How I Learned to Hate the DCI: Layer 2 data center interconnects (DCI) is still alive and well. I blame VMware with vMotion and now every other Hypervisor vendor on the planet. Live workload migration is certainly vital to most operations. The further up the stack that happens the more flexibility you have with choosing more layers beneath you to reach for in the toolkit.
The problem needing to be solved is how to move a live data workloads that a client is communicating with directly from one hypervisor (physical peice of gear) without losing TCP state and maintaining service delivery. You are essentially replicating memory and draining the session from one VM to another. To do this you have to keep the IP address the same for the client. The bandaid is overlay and tunneling mechanisms that are being spun up daily now to facilitate the extension of the broadcast domain from one location to another, without to have end to end Layer2 connectivity. Basically going against every sane networking principle we have implemented for the past 10 years.
Two huge problems over distance:
- 5ms latency threshold.
- Storage needs to be replicated between both sites.
The two figures at the bottom, depict the networking gear managing the tunneling and the hypervisors managing the tunnel. I think today I prefer the networking components handling that piece for a few stability factors such as unicast flooding etc, but that will flip fairly quickly in my opinion to distribute the load for massive scale.
IP routing scales, example below the Internet.
Figure 1. The Internet scales. Obviously debatable but it beats bridging.
We have basically two options if one wants to move live workloads between data centers. Disclaimer: trying to interconnect data centers beyond being in the same city for realtime replication is fairly risky since you begin fighting time and space with latency as you keep adding fiber miles to your DCI.
Leave the DCI on the networking hardware to nail up tunnels. MPLS pseudowires/VPLS/TP win in my mind every time. Guess why that doesn’t work for many people? The Nexus 7000 does not support VPLS. So do you add yet another layer or succumb to the OTV pre-standard of TRILL.

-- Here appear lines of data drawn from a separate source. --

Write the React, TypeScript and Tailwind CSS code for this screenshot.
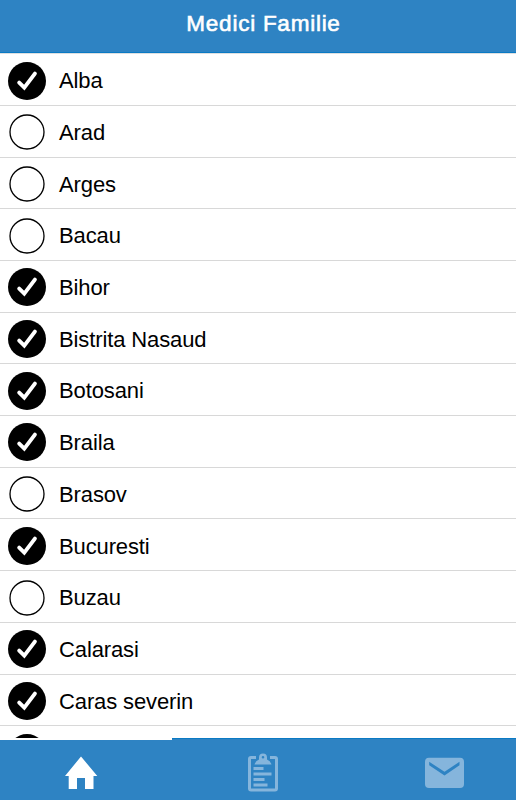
import React from 'react';

interface County {
  name: string;
  selected: boolean;
}

const COUNTIES: County[] = [
  { name: 'Alba', selected: true },
  { name: 'Arad', selected: false },
  { name: 'Arges', selected: false },
  { name: 'Bacau', selected: false },
  { name: 'Bihor', selected: true },
  { name: 'Bistrita Nasaud', selected: true },
  { name: 'Botosani', selected: true },
  { name: 'Braila', selected: true },
  { name: 'Brasov', selected: false },
  { name: 'Bucuresti', selected: true },
  { name: 'Buzau', selected: false },
  { name: 'Calarasi', selected: true },
  { name: 'Caras severin', selected: true },
  { name: '', selected: true },
];

const CheckMark: React.FC<{ selected: boolean }> = ({ selected }) => (
  <svg viewBox="0 0 38 38" className="w-[38px] h-[38px] shrink-0">
    {selected ? (
      <>
        <circle cx="19" cy="19" r="19" fill="#000" />
        <path
          d="M11.2 20.6 L16.3 25.6 L26.9 11.6"
          fill="none"
          stroke="#fff"
          strokeWidth="3.9"
          strokeLinecap="round"
        />
      </>
    ) : (
      <circle cx="19" cy="19" r="17" fill="#fff" stroke="#000" strokeWidth="1.3" />
    )}
  </svg>
);

const HomeIcon = () => (
  <svg viewBox="0 0 34 34" className="w-[34px] h-[34px]">
    <path d="M17 0.5 L33.3 20 H29.5 V33 H21 V22 H13 V33 H4.7 V20 H1 Z" fill="#fff" />
  </svg>
);

const ClipboardIcon = () => (
  <svg viewBox="0 0 32 40" className="w-8 h-10">
    <g fill="none" stroke="#85b5dc" strokeWidth="3">
      <path d="M9 4.5 H4 Q2.5 4.5 2.5 6 V35.5 Q2.5 37 4 37 H28 Q29.5 37 29.5 35.5 V6 Q29.5 4.5 28 4.5 H23" />
      <path d="M6.5 15.5 H16.5 M6.5 21 H24.5 M6.5 26.5 H17.5 M6.5 32 H20.5" strokeWidth="2.8" />
    </g>
    <path
      d="M7.5 11.5 Q8.5 8 12 6.5 V4.5 A4 4 0 0 1 20 4.5 V6.5 Q23.5 8 24.5 11.5 Z M16 2.9 A1.3 1.3 0 1 0 16 5.5 A1.3 1.3 0 1 0 16 2.9 Z"
      fill="#85b5dc"
      fillRule="evenodd"
    />
  </svg>
);

const MailIcon = () => (
  <svg viewBox="0 0 39 31" className="w-[39px] h-[31px]">
    <rect x="0" y="0.7" width="39" height="30.3" rx="4" fill="#85b5dc" />
    <path d="M4.2 4.8 L19.5 14.8 L34.5 4.8 V8.2 L19.5 18.6 L4.2 8.2 Z" fill="#2e83c3" />
  </svg>
);

const App: React.FC = () => {
  return (
    <div className="w-[516px] h-[800px] flex flex-col overflow-hidden bg-white text-black font-['Liberation_Sans',Arial,sans-serif]">
      <header className="h-[53px] shrink-0 bg-[#2e83c3] border-b border-[#0a7ac4] text-center">
        <h1 className="pt-2 text-[22.5px] leading-8 font-normal tracking-[0.75px] pl-[11px] text-white [-webkit-text-stroke:0.6px_white]">
          Medici Familie
        </h1>
      </header>

      <ul className="h-[685px] shrink-0 overflow-hidden border-t border-[#dedfe0] pt-[0.3px]">
        {COUNTIES.map((county, index) => (
          <li key={index} className="h-[51.7px] flex items-center gap-[13px] pt-0.5 pl-2 border-b-[1.5px] border-[#d8d8d8]">
            <CheckMark selected={county.selected} />
            <span className="pt-[1.4px] text-[22px] leading-7 tracking-[-0.12px]">{county.name}</span>
          </li>
        ))}
      </ul>

      <nav className="h-[62px] shrink-0 grid grid-cols-3 bg-[#2e83c3]">
        <button className="flex justify-center pt-4 pr-[10px] border-t-2 border-white">
          <HomeIcon />
        </button>
        <button className="flex justify-center pt-[14px] pl-[9px] border-t border-[#0a7ac4]">
          <ClipboardIcon />
        </button>
        <button className="flex justify-center pt-[18px] pl-[29px] border-t border-[#0a7ac4]">
          <MailIcon />
        </button>
      </nav>
    </div>
  );
};

export default App;
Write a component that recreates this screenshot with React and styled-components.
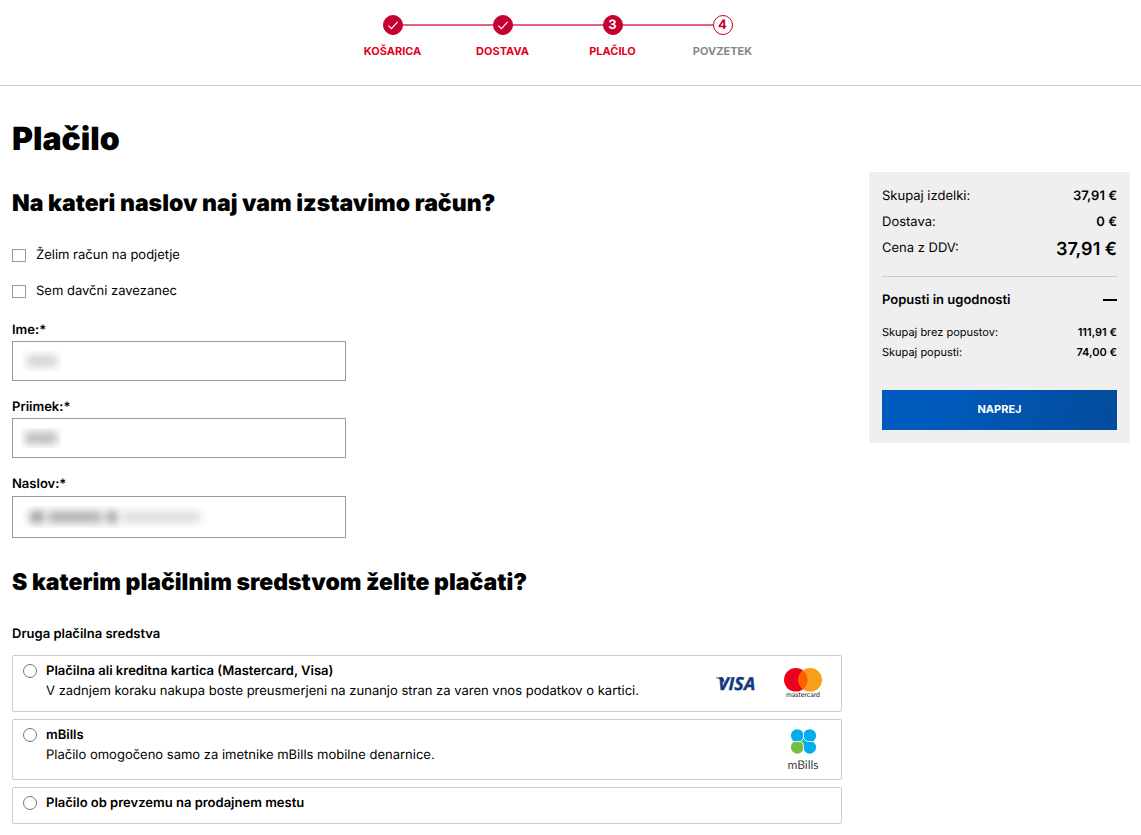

The second option is more interesting, not necessarily better, but for a hyper scale provider the potential is critical as we head towards open standard, XML based API cloud aaS movements like Openstack/Cloudstack. As those continue to grow the networking piece will be pushed for more flexibility in automation and provisioning.
The goals of reducing or demolishing operational staffing over the next decade or two (no-ops), will require programatic flexibility through API’s to hand the entire operational process over to an orchestration component. Today’s networking provisioning and automation isn’t quit there beyond scripting from orchestration solutions and SNMP type configurations that have never really gone anywhere. Abstract it with the rest of the stack into software on the Hypervisor softswitch and scale out and up on the same framework. Workloads and data sets are what make it tricky in my opinion, especially outside of the cloud and content provider space like a typical enterprise where you deliver every app possible at a smaller scale, thus needing a very flexible compute platform.
I still say the further up the stack you go the more options you have in most cases. Global server load balancing (GSLB) offers scale and performance. Google’s DNS play has been interesting to watch shape. today in my opinion to global scale.